Jeremia 17:7

Gezegend daarentegen is de man, die op den HEERE vertrouwt, en wiens vertrouwen de HEERE is!

Psalmen 34:8

Teth. Smaakt en ziet, dat de HEERE goed is; welgelukzalig is de man, die op Hem betrouwt.

Psalmen 2:12

Kust den Zoon, opdat Hij niet toorne, en gij op den weg vergaat, wanneer Zijn toorn maar een weinig zou ontbranden.
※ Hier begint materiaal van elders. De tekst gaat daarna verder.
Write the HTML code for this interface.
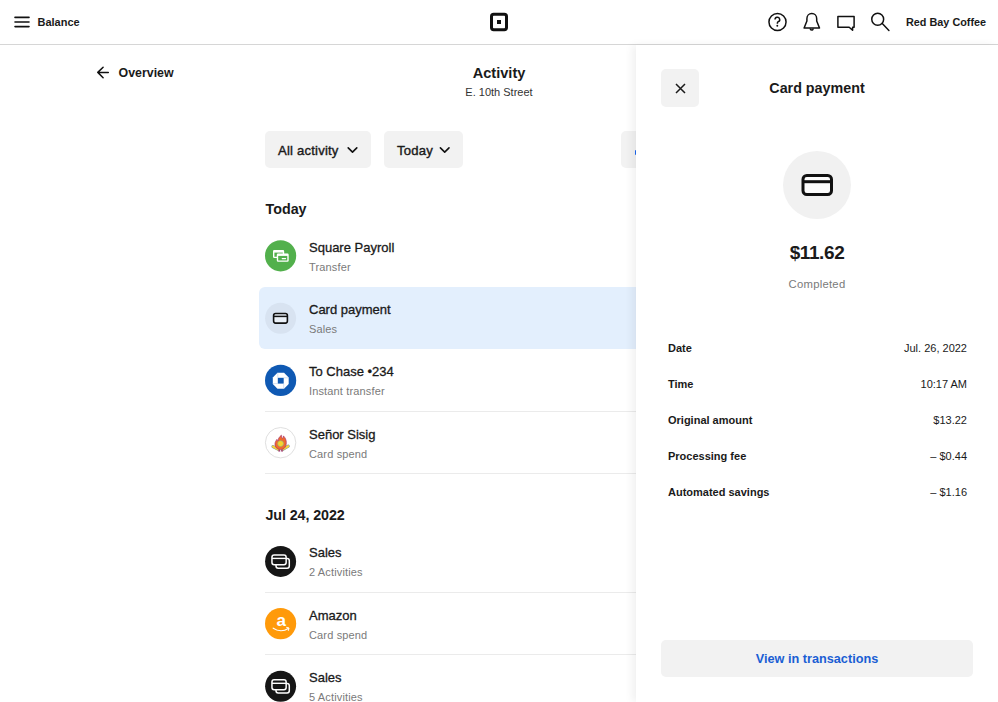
<!DOCTYPE html>
<html><head><meta charset="utf-8">
<style>
*{margin:0;padding:0;box-sizing:border-box}
html,body{width:998px;height:702px;overflow:hidden;background:#fff;font-family:"Liberation Sans",sans-serif;color:#1a1a1a;position:relative}
.abs{position:absolute}
.hdr{position:absolute;left:0;top:0;width:998px;height:45px;border-bottom:1px solid #d6d6d6;background:#fff}
.t{position:absolute;white-space:nowrap;line-height:1}
.b{font-weight:bold}
.med{font-weight:normal;-webkit-text-stroke:0.4px currentColor}
.btn{position:absolute;background:#f2f2f2;border-radius:5px}
.row-title{position:absolute;left:309px;font-size:13px;white-space:nowrap;line-height:1;color:#1a1a1a;-webkit-text-stroke:0.3px #1a1a1a}
.row-sub{position:absolute;left:309px;font-size:11px;letter-spacing:0.15px;white-space:nowrap;line-height:1;color:#7a7a7a}
.ico{position:absolute;left:265px;width:31px;height:31px;border-radius:50%}
.sep{position:absolute;left:265px;width:371px;height:1px;background:#ebebeb}
.panel{position:absolute;left:636px;top:45px;width:362px;height:657px;background:#fff;box-shadow:-4px 0 8px rgba(0,0,0,0.06)}
.lbl{position:absolute;left:32px;font-size:11px;font-weight:bold;white-space:nowrap;line-height:1}
.val{position:absolute;right:31px;font-size:11px;white-space:nowrap;line-height:1;color:#1a1a1a}
</style></head>
<body>
<!-- header -->
<div class="hdr">
  <svg class="abs" style="left:0;top:0" width="998" height="44" viewBox="0 0 998 44">
    <g fill="none" stroke="#111" stroke-width="1.6" stroke-linecap="round">
      <path d="M15 17.4h14M15 22h14M15 26.6h14"/>
    </g>
    <rect x="491.5" y="14.3" width="15" height="15.4" rx="2.2" fill="none" stroke="#111" stroke-width="3"/>
    <rect x="497" y="20" width="4" height="4" fill="#111"/>
    <g fill="none" stroke="#111" stroke-width="1.5" stroke-linejoin="round">
      <circle cx="777.5" cy="22" r="8.55"/>
      <path d="M775 19.6a2.35 2.35 0 1 1 3.4 2.1c-.6.3-1 .8-1 1.4v.6"/>
      <path d="M811.7 13.5c-2.7 0-4.8 2.2-4.8 5.2v2.3l-2.8 7h15.4l-2.8-7v-2.3c0-3-2.1-5.2-4.8-5.2z"/>
      <path d="M810.2 28.6a1.5 1.5 0 0 0 3 0"/>
      <path d="M837.9 16.6h16.2v10.6h-1.5v3l-3.4-3h-11.3z"/>
      <circle cx="877.7" cy="19.25" r="5.95"/>
      <path d="M882.3 23.6l6.6 6.8" stroke-linecap="round"/>
    </g>
    <circle cx="777.3" cy="25.8" r="0.95" fill="#111"/>
  </svg>
  <div class="t b" style="left:37.5px;top:17px;font-size:11px">Balance</div>
  <div class="t b" style="left:906px;top:17px;font-size:10.85px">Red Bay Coffee</div>
</div>

<!-- main -->
<svg class="abs" style="left:90px;top:60px" width="25" height="25" viewBox="90 60 25 25">
  <path d="M108.3 72.4H97.8M103.1 67.2L97.8 72.4l5.3 5.3" fill="none" stroke="#111" stroke-width="1.5" stroke-linecap="round" stroke-linejoin="round"/>
</svg>
<div class="t b" style="left:118.5px;top:66.8px;font-size:12.4px">Overview</div>
<div class="t b" style="left:0;width:998px;text-align:center;top:65.6px;font-size:14.6px">Activity</div>
<div class="t" style="left:0;width:998px;text-align:center;top:86.8px;font-size:11px;color:#333">E. 10th Street</div>

<div class="btn" style="left:265px;top:131px;width:106px;height:37px"></div>
<div class="t med" style="left:278px;top:143.8px;font-size:13.1px;letter-spacing:0.2px">All activity</div>
<svg class="abs" style="left:340px;top:140px" width="25" height="20" viewBox="340 140 25 20"><path d="M348.2 147.9l4.3 4.2 4.3-4.2" fill="none" stroke="#111" stroke-width="1.6" stroke-linecap="round" stroke-linejoin="round"/></svg>
<div class="btn" style="left:384px;top:131px;width:79px;height:37px"></div>
<div class="t med" style="left:397px;top:143.8px;font-size:13.1px;letter-spacing:0.2px">Today</div>
<svg class="abs" style="left:432px;top:140px" width="25" height="20" viewBox="432 140 25 20"><path d="M440.4 147.9l4.3 4.2 4.3-4.2" fill="none" stroke="#111" stroke-width="1.6" stroke-linecap="round" stroke-linejoin="round"/></svg>
<div class="btn" style="left:621px;top:131px;width:60px;height:37px"></div>
<div class="abs" style="left:634.5px;top:149.5px;width:2px;height:5.2px;border-radius:1px;background:#1a66f0"></div>

<div class="t b" style="left:265.5px;top:202.4px;font-size:14.3px">Today</div>

<!-- rows -->
<div class="abs" style="left:259px;top:287px;width:377px;height:62px;background:#e3effd;border-radius:6px 0 0 6px"></div>
<svg class="abs" style="left:255px;top:230px" width="50" height="472" viewBox="255 230 50 472">
  <!-- payroll -->
  <circle cx="280.6" cy="255.8" r="15.6" fill="#52b04c"/>
  <g fill="none" stroke="#fff" stroke-width="1.4">
    <rect x="273.7" y="250.8" width="9.8" height="6.6" rx="0.6"/>
    <path d="M273.7 251.6h9.8" stroke-width="2"/>
  </g>
  <rect x="277.5" y="254.1" width="10.5" height="7" rx="0.6" fill="#52b04c" stroke="#fff" stroke-width="1.4"/>
  <path d="M277.5 254.9h10.5" stroke="#fff" stroke-width="2"/>
  <path d="M282.2 258.6h3.4" stroke="#fff" stroke-width="1.1" stroke-linecap="round"/>
  <!-- card payment -->
  <circle cx="280.6" cy="318.2" r="15.5" fill="#d8e3f1"/>
  <rect x="273.6" y="313.5" width="13.8" height="9.6" rx="2" fill="#eaf0f7" stroke="#111" stroke-width="1.6"/>
  <path d="M273.6 316.4h13.8" stroke="#111" stroke-width="1.5"/>
  <!-- chase -->
  <circle cx="280.6" cy="380.4" r="15.6" fill="#0f59b3"/>
  <path d="M277.45 372.8h6.6l4.65 4.65v6.6l-4.65 4.65h-6.6l-4.65-4.65v-6.6z" fill="#fff"/>
  <rect x="277.8" y="377.8" width="5.9" height="5.8" fill="#0f59b3"/>
  <path d="M277.8 377.8v-5M283.7 377.8h5M283.7 383.6v5M277.8 383.6h-5" stroke="#a9c2e4" stroke-width="0.5"/>
  <!-- sisig -->
  <circle cx="280.6" cy="442.7" r="15.2" fill="#fff" stroke="#e0e0e0" stroke-width="1"/>
  <path d="M273 446.6l5.5 2.8M288.2 446.2l-5.5 3.2" stroke="#7c9aa6" stroke-width="3.2" stroke-linecap="round"/>
  <path d="M273 446.6l5.5 2.8M288.2 446.2l-5.5 3.2" stroke="#f3d23a" stroke-width="2.2" stroke-linecap="round"/>
  <path d="M280.6 449.5c-3.8 0-5.6-2.6-5.6-5.3 0-2.3 1.1-3.6 1.9-4.8 0.3 1 0.7 1.4 1.1 1.6 0.2-2.2 1.2-4.2 3.4-5.8 -0.1 1.6 0.5 2.6 1.1 3.3 0.6-0.8 0.9-1.6 0.9-2.6 1.9 1.8 2.9 4.2 2.9 6.6 0 4-1.9 7-5.7 7z" fill="#ee6a2c" stroke="#a8306a" stroke-width="0.7"/>
  <circle cx="280.6" cy="443.6" r="2.9" fill="#f5d52c" stroke="#86b58a" stroke-width="0.6"/>
  <path d="M278.6 449.2l2 1.7 2-1.7v2.8l-2-1-2 1z" fill="#a3306e"/>
  <!-- sales 1 -->
  <circle cx="280.6" cy="561.4" r="15.5" fill="#161616"/>
  <rect x="276" y="558.55" width="13.3" height="9.6" rx="2.2" fill="none" stroke="#fff" stroke-width="1.5"/>
  <rect x="271.95" y="554.95" width="14.2" height="9.8" rx="2.2" fill="#161616" stroke="#fff" stroke-width="1.5"/>
  <path d="M272 558.4h14" stroke="#fff" stroke-width="1.4"/>
  <!-- amazon -->
  <circle cx="280.6" cy="623.6" r="15.6" fill="#ff9a0a"/>
  <text x="281.2" y="626.1" text-anchor="middle" font-family="Liberation Sans" font-weight="bold" font-size="17" fill="#fff">a</text>
  <path d="M273.2 628.2c4.5 3 10.5 3.3 15 0.3" fill="none" stroke="#fff" stroke-width="1.2" stroke-linecap="round"/>
  <path d="M286.6 627.4l2.4 0.6-0.6 2.4" fill="none" stroke="#fff" stroke-width="1" stroke-linecap="round" stroke-linejoin="round"/>
  <!-- sales 2 -->
  <circle cx="280.6" cy="686.3" r="15.5" fill="#161616"/>
  <rect x="276" y="683.45" width="13.3" height="9.6" rx="2.2" fill="none" stroke="#fff" stroke-width="1.5"/>
  <rect x="271.95" y="679.85" width="14.2" height="9.8" rx="2.2" fill="#161616" stroke="#fff" stroke-width="1.5"/>
  <path d="M272 683.3h14" stroke="#fff" stroke-width="1.4"/>
</svg>


<div class="row-title" style="top:240.6px">Square Payroll</div>
<div class="row-sub" style="top:261.6px">Transfer</div>

<div class="row-title" style="top:302.6px">Card payment</div>
<div class="row-sub" style="top:323.6px">Sales</div>

<div class="row-title" style="top:364.6px">To Chase •234</div>
<div class="row-sub" style="top:385.6px">Instant transfer</div>
<div class="sep" style="top:411px"></div>

<div class="row-title" style="top:427.6px">Señor Sisig</div>
<div class="row-sub" style="top:448.6px">Card spend</div>
<div class="sep" style="top:473px"></div>

<div class="t b" style="left:265.5px;top:507.6px;font-size:14.3px;letter-spacing:-0.1px">Jul 24, 2022</div>

<div class="row-title" style="top:545.6px">Sales</div>
<div class="row-sub" style="top:566.6px">2 Activities</div>
<div class="sep" style="top:592px"></div>

<div class="row-title" style="top:608.6px">Amazon</div>
<div class="row-sub" style="top:629.6px">Card spend</div>
<div class="sep" style="top:654px"></div>

<div class="row-title" style="top:670.6px">Sales</div>
<div class="row-sub" style="top:691.6px">5 Activities</div>

<!-- panel -->
<div class="panel">
  <div class="btn" style="left:25.2px;top:24.3px;width:37.4px;height:37.4px"></div>
  <svg class="abs" style="left:38.5px;top:37.8px" width="11" height="11" viewBox="0 0 11 11">
    <path d="M1 1l9 9M10 1l-9 9" stroke="#1a1a1a" stroke-width="1.5"/>
  </svg>
  <div class="t b" style="left:0;width:362px;text-align:center;top:36px;font-size:14.3px">Card payment</div>
  <div class="abs" style="left:147px;top:105.8px;width:68px;height:68px;border-radius:50%;background:#f1f1f1"></div>
  <svg class="abs" style="left:160px;top:124px" width="42" height="32" viewBox="796 169 42 32">
    <rect x="803" y="175.5" width="28.5" height="19" rx="3.8" fill="#fcfcfc" stroke="#111" stroke-width="3"/>
    <path d="M803 181.7h28.5" stroke="#111" stroke-width="3"/>
  </svg>
  <div class="t b" style="left:0;width:362px;text-align:center;top:197.6px;font-size:19px;letter-spacing:-0.4px">$11.62</div>
  <div class="t" style="left:0;width:362px;text-align:center;top:234.2px;font-size:11.3px;letter-spacing:0.25px;color:#7a7a7a">Completed</div>

  <div class="lbl" style="top:298px">Date</div><div class="val" style="top:298px">Jul. 26, 2022</div>
  <div class="lbl" style="top:334px">Time</div><div class="val" style="top:334px">10:17 AM</div>
  <div class="lbl" style="top:370px">Original amount</div><div class="val" style="top:370px">$13.22</div>
  <div class="lbl" style="top:406px">Processing fee</div><div class="val" style="top:406px">– $0.44</div>
  <div class="lbl" style="top:442px">Automated savings</div><div class="val" style="top:442px">– $1.16</div>

  <div class="btn" style="left:25px;top:594.6px;width:312px;height:37.2px"></div>
  <div class="t b" style="left:25px;width:312px;text-align:center;top:607.8px;font-size:12.7px;color:#1a5ed4">View in transactions</div>
</div>
</body></html>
Welgelukzalig zijn allen, die op Hem betrouwen.

Spreuken 16:20

Die op het woord verstandelijk let, zal het goede vinden; en die op den HEERE vertrouwt, is welgelukzalig.

Psalmen 40:4

Welgelukzalig is de man, die den HEERE tot zijn vertrouwen stelt, en niet omziet naar de hovaardigen, en die tot leugen afwijken.

Psalmen 84:12

[ (Psalms 84:13) HEERE der heirscharen! welgelukzalig is de mens, die op U vertrouwt. ]

Psalmen 125:1

Een lied Hammaaloth. Die op den HEERE vertrouwen, zijn als de berg Sion, die niet wankelt, maar blijft in eeuwigheid.

Jesaja 30:18

En daarom zal de HEERE wachten, opdat Hij u genadig zij, en daarom zal Hij verhoogd worden, opdat Hij Zich over ulieden ontferme, want de HEERE is een God des gerichts; welgelukzalig zijn die allen, die Hem verwachten.

Efeziërs 1:12

Opdat wij zouden zijn tot prijs Zijner heerlijkheid, wij, die eerst in Christus gehoopt hebben.

Psalmen 146:5

Welgelukzalig is hij, die den God Jakobs tot zijn Hulp heeft, wiens verwachting op den HEERE, zijn God is;

Jesaja 26:3-4

Het is een bevestigd voornemen, Gij zult allerlei vrede bewaren, want men heeft op U vertrouwd.